→ **Supplied material**
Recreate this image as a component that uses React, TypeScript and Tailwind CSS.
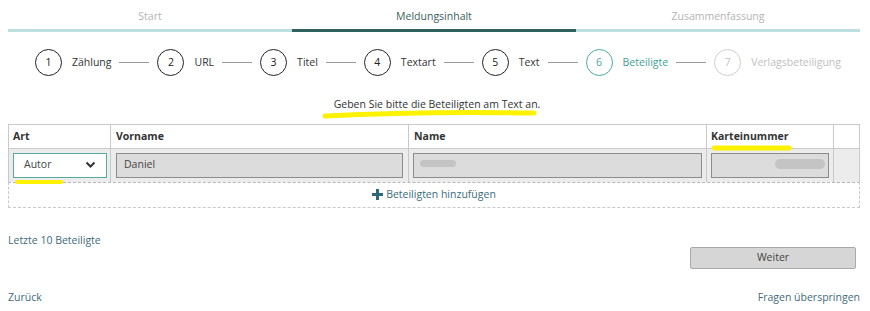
import React from "react";

const font = { fontFamily: '"Open Sans", "Noto Sans", sans-serif' };

function Step({ n, label, state }: { n: number; label: string; state: "done" | "active" | "todo" }) {
  const circle =
    state === "done"
      ? "border-[#222] text-[#222]"
      : state === "active"
      ? "border-[#4aaa9c] text-[#4aaa9c]"
      : "border-[#cfcfcf] text-[#c4c4c4]";
  const text = state === "done" ? "text-[#333]" : state === "active" ? "text-[#3f9f92]" : "text-[#c0c0c0]";
  return (
    <div className="flex items-center">
      <div className={`w-[27px] h-[27px] rounded-full border flex items-center justify-center text-[10.5px] ${circle}`}>{n}</div>
      <span className={`ml-[10px] text-[10.5px] ${text}`}>{label}</span>
    </div>
  );
}

function Line() {
  return <div className="w-[30px] h-px bg-[#9a9a9a] mx-[8px]" />;
}

export default function App() {
  return (
    <div className="relative w-[870px] h-[311px] bg-white text-[#333]" style={font}>
      {/* Tabs */}
      <div className="px-2 pt-[9px]">
        <div className="grid grid-cols-3 w-[852px] text-[10.5px]">
          <div className="text-center text-[#b3b3b3] h-[20px]">Start</div>
          <div className="text-center text-[#3b5e5c] h-[20px]">Meldungsinhalt</div>
          <div className="text-center text-[#b3b3b3] h-[20px]">Zusammenfassung</div>
          <div className="h-[3px] bg-[#bddfdf]" />
          <div className="h-[3px] bg-[#2f615e]" />
          <div className="h-[3px] bg-[#bddfdf]" />
        </div>
      </div>

      {/* Steps */}
      <div className="flex items-center justify-center mt-[17px] ml-[6px]">
        <Step n={1} label="Zählung" state="done" />
        <Line />
        <Step n={2} label="URL" state="done" />
        <Line />
        <Step n={3} label="Titel" state="done" />
        <Line />
        <Step n={4} label="Textart" state="done" />
        <Line />
        <Step n={5} label="Text" state="done" />
        <Line />
        <Step n={6} label="Beteiligte" state="active" />
        <Line />
        <Step n={7} label="Verlagsbeteiligung" state="todo" />
      </div>

      {/* Instruction */}
      <div className="text-center text-[10.5px] text-[#333] mt-[21px] ml-[4px]">Geben Sie bitte die Beteiligten am Text an.</div>

      {/* Table */}
      <div className="mx-2 mt-[11px] w-[852px]">
        <div className="grid grid-cols-[102px_298px_298px_127px_1fr] border border-b-0 border-[#c9c9c9] text-[10.5px]">
          <div className="h-[24px] pt-[2px] px-[4px] flex items-center font-bold text-[#333] border-r border-[#c9c9c9] border-b">Art</div>
          <div className="h-[24px] pt-[2px] px-[5px] flex items-center font-bold text-[#333] border-r border-[#c9c9c9] border-b">Vorname</div>
          <div className="h-[24px] pt-[2px] px-[5px] flex items-center font-bold text-[#333] border-r border-[#c9c9c9] border-b">Name</div>
          <div className="h-[24px] pt-[2px] px-[4px] flex items-center font-bold text-[#333] border-r border-[#c9c9c9] border-b">Karteinummer</div>
          <div className="h-[24px] border-b border-[#c9c9c9]" />

          <div className="h-[33px] bg-[#ececec] border-r border-[#c9c9c9] flex items-center pl-[4px] pr-[2px]">
            <div className="w-[94px] h-[25px] bg-white border border-[#56ab9f] flex items-center justify-between px-[10px]">
              <span className="text-[#444]">Autor</span>
              <svg width="11" height="8" viewBox="0 0 11 8"><path d="M1.5 1.5 L5.5 5.5 L9.5 1.5" fill="none" stroke="#333" strokeWidth="2" /></svg>
            </div>
          </div>
          <div className="h-[33px] bg-[#ececec] border-r border-[#c9c9c9] flex items-center px-[5px]">
            <div className="w-full h-[25px] bg-[#dcdcdc] border border-[#8c8c8c] flex items-center px-[7px] text-[#444]">Daniel</div>
          </div>
          <div className="h-[33px] bg-[#ececec] border-r border-[#c9c9c9] flex items-center px-[4px]">
            <div className="w-full h-[25px] bg-[#dcdcdc] border border-[#8c8c8c] flex items-center px-[6px]">
              <div className="w-[36px] h-[7px] rounded-full bg-[#c4c4c4] -mt-[4px]" />
            </div>
          </div>
          <div className="h-[33px] bg-[#ececec] border-r border-[#c9c9c9] flex items-center px-[4px]">
            <div className="w-full h-[25px] bg-[#dcdcdc] border border-[#8c8c8c] flex items-center justify-end px-[3px]">
              <div className="w-[50px] h-[10px] rounded-full bg-[#c4c4c4] -mt-[3px]" />
            </div>
          </div>
          <div className="h-[33px] bg-[#ececec]" />
        </div>
        <div className="h-[26px] border border-dashed border-[#c9c9c9] border-t-[#b5b5b5] flex items-center justify-center text-[10.5px] text-[#3a6c7a]">
          <svg width="11" height="11" viewBox="0 0 11 11" className="mr-[3px]"><path d="M4 0h3v4h4v3H7v4H4V7H0V4h4z" fill="#2e6779" /></svg>
          Beteiligten hinzufügen
        </div>
      </div>

      {/* Lower links */}
      <div className="px-2 mt-[25px] text-[10.5px] text-[#3f6b7a]">Letzte 10 Beteiligte</div>
      <div className="flex justify-end pr-[14px] mt-[-2px]">
        <button className="w-[166px] h-[22px] bg-[#d6d6d6] border border-[#a9a9a9] rounded-[2px] text-[10.5px] text-[#444]">Weiter</button>
      </div>
      <div className="flex justify-between px-2 mt-[21px] text-[10.5px] text-[#3f6b7a]">
        <span>Zurück</span>
        <span className="mr-[2px]">Fragen überspringen</span>
      </div>

      {/* Yellow annotation strokes */}
      <svg className="absolute left-0 top-0 pointer-events-none" width="870" height="311">
        <path d="M325 116 Q 420 111 534 113" stroke="#fff200" strokeWidth="5" strokeLinecap="round" fill="none" />
        <path d="M17 182 L61 182" stroke="#fff200" strokeWidth="4" strokeLinecap="round" fill="none" />
        <path d="M714 148 L789 148" stroke="#fff200" strokeWidth="5" strokeLinecap="round" fill="none" />
      </svg>
    </div>
  );
}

→ **Work to do**
Show each line of the listing that holds the string "React".

→ **Result for this task**
Recreate this image as a component that uses React, TypeScript and Tailwind CSS.
import React from "react";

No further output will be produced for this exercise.